In the last months of World War I, when it was clear that Germany would be defeated, the acclaimed novelist Thomas Mann declared his support for the Kaiser and his antipathy for democracy. In Betrachtungen eines Unpolitischen (Reflections of a Nonpolitical Man, 1918), Mann argued that Germans would never accept democracy because they were essentially unpolitical. Democracy was, he thought, essentially an anti-German idea. There was much more to the book, which was greatly concerned with the place of the artist and intellectual outside of politics, but this argument made him a hero to the German right.
Only a few years later, however, Mann was an ardent defender of the Weimar Republic, the democratic government that replaced the Kaiser after the war. The conservatives who once lionized him now anathematized him. The Nazis would target him. Mann would become one of the most vocal German anti-Nazis, literally in the case of his German-language broadcasts over the BBC during World War II. On vacation in France when the Nazis came to power in 1933, he went into exile. Eventually he reached the United States, where he became a naturalized citizen. He died in 1955, never living in Germany again.
Scholar James N. Bade charts Mann’s course from Kaiserreich-monarchist to champion of democracy. He argues that the catalyst for this transition was the shock of the assassination of Walther Rathenau. The Weimar Republic’s foreign minister was killed by right-wing terrorists in 1922.
“Rathenau, a liberal Jew who had become such an outstanding and internationally well respected politician, and who for so many had represented Germany’s hope for the future, had been cut down in his prime in the name of anti-Republicanism,” Bade explains.
The assassination “led directly to Mann’s decision to make a public declaration in support of democracy.” Part of that shock was Mann’s “deep concern that his Betrachtungen played a part in fomenting that anti-democratic sentiment which had encouraged extremist violence.”

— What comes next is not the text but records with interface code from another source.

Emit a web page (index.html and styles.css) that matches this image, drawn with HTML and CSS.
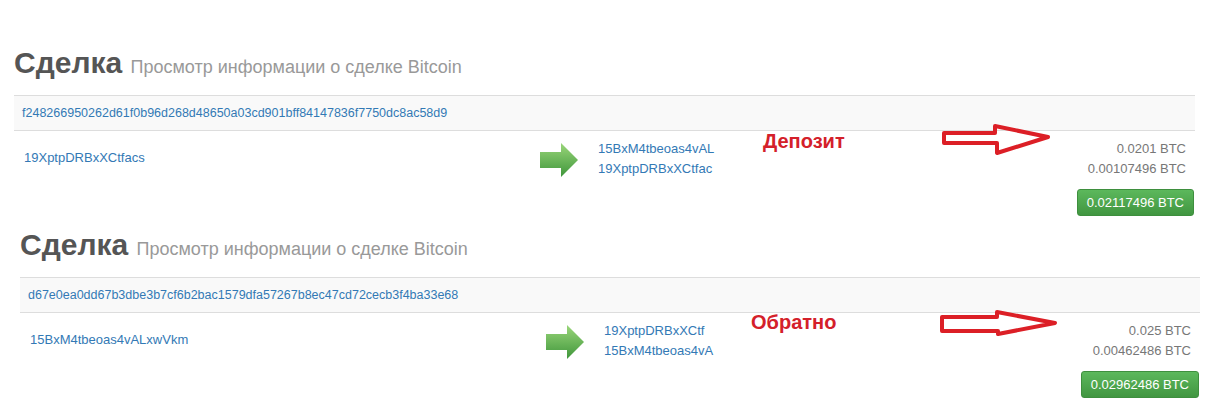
FILE: index.html
```html
<!DOCTYPE html>
<html lang="ru">
<head>
<meta charset="utf-8">
<title>Сделка</title>
<link rel="stylesheet" href="styles.css">
</head>
<body>
<section class="deal deal-first">
  <h1 class="deal-title">Сделка <small class="deal-sub">Просмотр информации о сделке Bitcoin</small></h1>
  <div class="tx">
    <div class="tx-hash"><a href="#">f248266950262d61f0b96d268d48650a03cd901bff84147836f7750dc8ac58d9</a></div>
    <div class="tx-body">
      <div class="tx-in"><a href="#">19XptpDRBxXCtfacs</a></div>
      <div class="tx-mid">
        <svg class="go-arrow" width="38" height="34" viewBox="0 0 38 34"><defs><linearGradient id="g1" x1="0" y1="0" x2="0" y2="1"><stop offset="0" stop-color="#9ad67a"/><stop offset="1" stop-color="#3f963b"/></linearGradient></defs><polygon points="0,9 21,9 21,0 38,17 21,34 21,25 0,25" fill="url(#g1)"/></svg>
        <div class="tx-outs">
          <a href="#">15BxM4tbeoas4vAL</a>
          <a href="#">19XptpDRBxXCtfac</a>
        </div>
      </div>
      <div class="tx-amounts">
        <div class="amt">0.0201 BTC</div>
        <div class="amt">0.00107496 BTC</div>
        <span class="total">0.02117496 BTC</span>
      </div>
    </div>
  </div>
  <span class="note note-1">Депозит</span>
  <svg class="red-arrow red-arrow-1" width="112" height="34" viewBox="0 0 112 34"><polygon points="4,11 55,11 55,4 108,15 57,31 57,21 4,21" fill="none" stroke="#dc1f26" stroke-width="4" stroke-linejoin="round"/></svg>
</section>

<section class="deal deal-second">
  <h1 class="deal-title">Сделка <small class="deal-sub">Просмотр информации о сделке Bitcoin</small></h1>
  <div class="tx">
    <div class="tx-hash"><a href="#">d67e0ea0dd67b3dbe3b7cf6b2bac1579dfa57267b8ec47cd72cecb3f4ba33e68</a></div>
    <div class="tx-body">
      <div class="tx-in"><a href="#">15BxM4tbeoas4vALxwVkm</a></div>
      <div class="tx-mid">
        <svg class="go-arrow" width="38" height="34" viewBox="0 0 38 34"><defs><linearGradient id="g2" x1="0" y1="0" x2="0" y2="1"><stop offset="0" stop-color="#9ad67a"/><stop offset="1" stop-color="#3f963b"/></linearGradient></defs><polygon points="0,9 21,9 21,0 38,17 21,34 21,25 0,25" fill="url(#g2)"/></svg>
        <div class="tx-outs">
          <a href="#">19XptpDRBxXCtf</a>
          <a href="#">15BxM4tbeoas4vA</a>
        </div>
      </div>
      <div class="tx-amounts">
        <div class="amt">0.025 BTC</div>
        <div class="amt">0.00462486 BTC</div>
        <span class="total">0.02962486 BTC</span>
      </div>
    </div>
  </div>
  <span class="note note-2">Обратно</span>
  <svg class="red-arrow red-arrow-2" width="122" height="30" viewBox="0 0 122 30"><polygon points="4,9 59,9 59,4 117,15 60,26 60,23 4,23" fill="none" stroke="#dc1f26" stroke-width="4" stroke-linejoin="round"/></svg>
</section>
</body>
</html>
```

FILE: styles.css
```css
html, body {
  margin: 0;
  padding: 0;
  background: #fff;
}

body {
  font-family: "Liberation Sans", Arial, sans-serif;
  font-size: 13px;
  color: #333;
}

a {
  color: #3379b5;
  text-decoration: none;
}

.deal {
  position: relative;
}

.deal-first {
  margin-left: 14px;
  width: 1181px;
  padding-top: 45px;
}

.deal-second {
  margin-left: 20px;
  width: 1180px;
  margin-top: 3px;
}

.deal-title {
  margin: 0 0 14px;
  height: 36px;
  font-size: 30px;
  line-height: 36px;
  font-weight: bold;
  color: #555;
  white-space: nowrap;
}

.deal-sub {
  font-size: 18px;
  line-height: 18px;
  font-weight: normal;
  color: #999;
}

.tx-hash {
  background: #f9f9f9;
  border-top: 1px solid #ddd;
  border-bottom: 1px solid #ddd;
  padding: 8px 8px;
  line-height: 18px;
  font-size: 12.5px;
}

.tx-body {
  display: grid;
  grid-template-columns: 526px 1fr auto;
  padding-bottom: 8px;
}

.tx-in {
  padding: 17px 0 0 10px;
  line-height: 20px;
}

.tx-mid {
  display: flex;
  align-items: center;
  gap: 20px;
  align-self: start;
  padding-top: 8px;
}

.go-arrow {
  display: block;
  margin-top: 1px;
}

.tx-outs {
  display: flex;
  flex-direction: column;
  line-height: 20px;
}

.tx-amounts {
  display: flex;
  flex-direction: column;
  align-items: flex-end;
  padding: 8px 1px 0 0;
}

.amt {
  color: #777;
  line-height: 20px;
  padding-right: 8px;
}

.total {
  display: block;
  margin-top: 10px;
  height: 27px;
  line-height: 25px;
  padding: 0 9px;
  box-sizing: border-box;
  color: #fff;
  font-size: 13px;
  border: 1px solid #3e8f3e;
  border-radius: 3px;
  background: linear-gradient(#5cb85c, #419641);
}

.note {
  position: absolute;
  font-size: 20px;
  line-height: 22px;
  font-weight: bold;
  color: #d4202a;
}

.note-1 {
  left: 749px;
  top: 130px;
}

.note-2 {
  left: 731px;
  top: 84px;
}

.red-arrow {
  position: absolute;
}

.red-arrow-1 {
  left: 926px;
  top: 122px;
}

.red-arrow-2 {
  left: 918px;
  top: 81px;
}
```
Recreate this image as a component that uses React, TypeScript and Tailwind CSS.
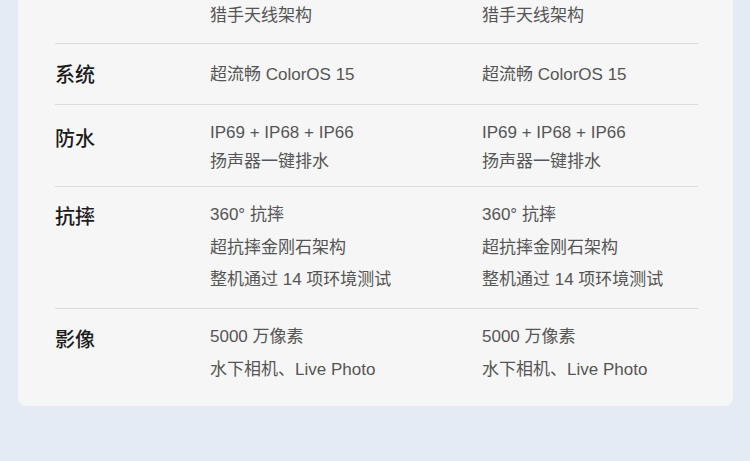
type Row = {
  label: string;
  values: string[];
  row: string;
  labelPad: string;
  valuePad: string;
  leading: string;
};

const rows: Row[] = [
  {
    label: "",
    values: ["猎手天线架构"],
    row: "h-[43px]",
    labelPad: "pt-0",
    valuePad: "pt-0",
    leading: "leading-[32px]",
  },
  {
    label: "系统",
    values: ["超流畅 ColorOS 15"],
    row: "h-[61px] border-t",
    labelPad: "pt-[15px]",
    valuePad: "pt-[15px]",
    leading: "leading-[32px]",
  },
  {
    label: "防水",
    values: ["IP69 + IP68 + IP66", "扬声器一键排水"],
    row: "h-[82px] border-t",
    labelPad: "pt-[18px]",
    valuePad: "pt-[13px]",
    leading: "leading-[29px]",
  },
  {
    label: "抗摔",
    values: ["360° 抗摔", "超抗摔金刚石架构", "整机通过 14 项环境测试"],
    row: "h-[122px] border-t",
    labelPad: "pt-[14px]",
    valuePad: "pt-[12px]",
    leading: "leading-[32.5px]",
  },
  {
    label: "影像",
    values: ["5000 万像素", "水下相机、Live Photo"],
    row: "h-[98px] border-t",
    labelPad: "pt-[15px]",
    valuePad: "pt-[11px]",
    leading: "leading-[33px]",
  },
];

const cjk = { fontFamily: '"Liberation Sans", "Noto Sans CJK SC", sans-serif' };

export default function App() {
  return (
    <div className="h-[461px] w-[750px] overflow-hidden bg-[#e4ebf5]">
      <div className="ml-[18px] w-[715px] rounded-b-[8px] bg-[#f6f6f6] pl-[37px] pr-[35px]" style={cjk}>
        {rows.map((r, i) => (
          <div key={i} className={`flex border-[#dddddd] ${r.row}`}>
            <div className={`w-[155px] shrink-0 text-[20px] font-medium leading-[32px] text-[#1c1c1c] ${r.labelPad}`}>
              {r.label}
            </div>
            {[0, 1].map((c) => (
              <div key={c} className={`w-[272px] shrink-0 text-[17px] text-[#555555] ${r.valuePad} ${r.leading}`}>
                {r.values.map((v) => (
                  <div key={v}>{v}</div>
                ))}
              </div>
            ))}
          </div>
        ))}
      </div>
    </div>
  );
}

Bade also shows that Thomas Mann’s reconciliation with his brother Heinrich Mann ran “parallel” to his new defense of democracy. The sibling rivalry between these two authors had been intense, explosively exacerbated by political differences during World War I. In his 1918 polemic, Thomas applied the pejorative label Zivilisationsliterat, meaning cosmopolitan, un-German intellectuals, to people like his brother.
Thomas Mann is, of course, the better remembered of the two Manns today. Bade notes that Thomas Mann’s Der Zauberberg (The Magic Mountain, 1924), one of the most influential works of German literature, is clearly divided between chapters written before and after Rathenau’s killing. Initially Thomas was going to deride a character named Settembrini as a Zivilisationsliterat like Heinrich. As the brothers reconciled their political differences, however, the character was transformed into a spokesman for Thomas himself.
A new edition of Reflections of a Nonpolitical Man and other writings offers an excellent opportunity to explore Thomas Mann’s political transformation. In a new introduction, Mark Lilla argues that Reflections advocated for the freedom of the artist outside of politics. But as the experience of the Weimar Republic showed, that can be hard to do. Thomas Mann, who won the Nobel Prize in literature in 1929, had his books burned by the Nazis. There was a clear choice to be made.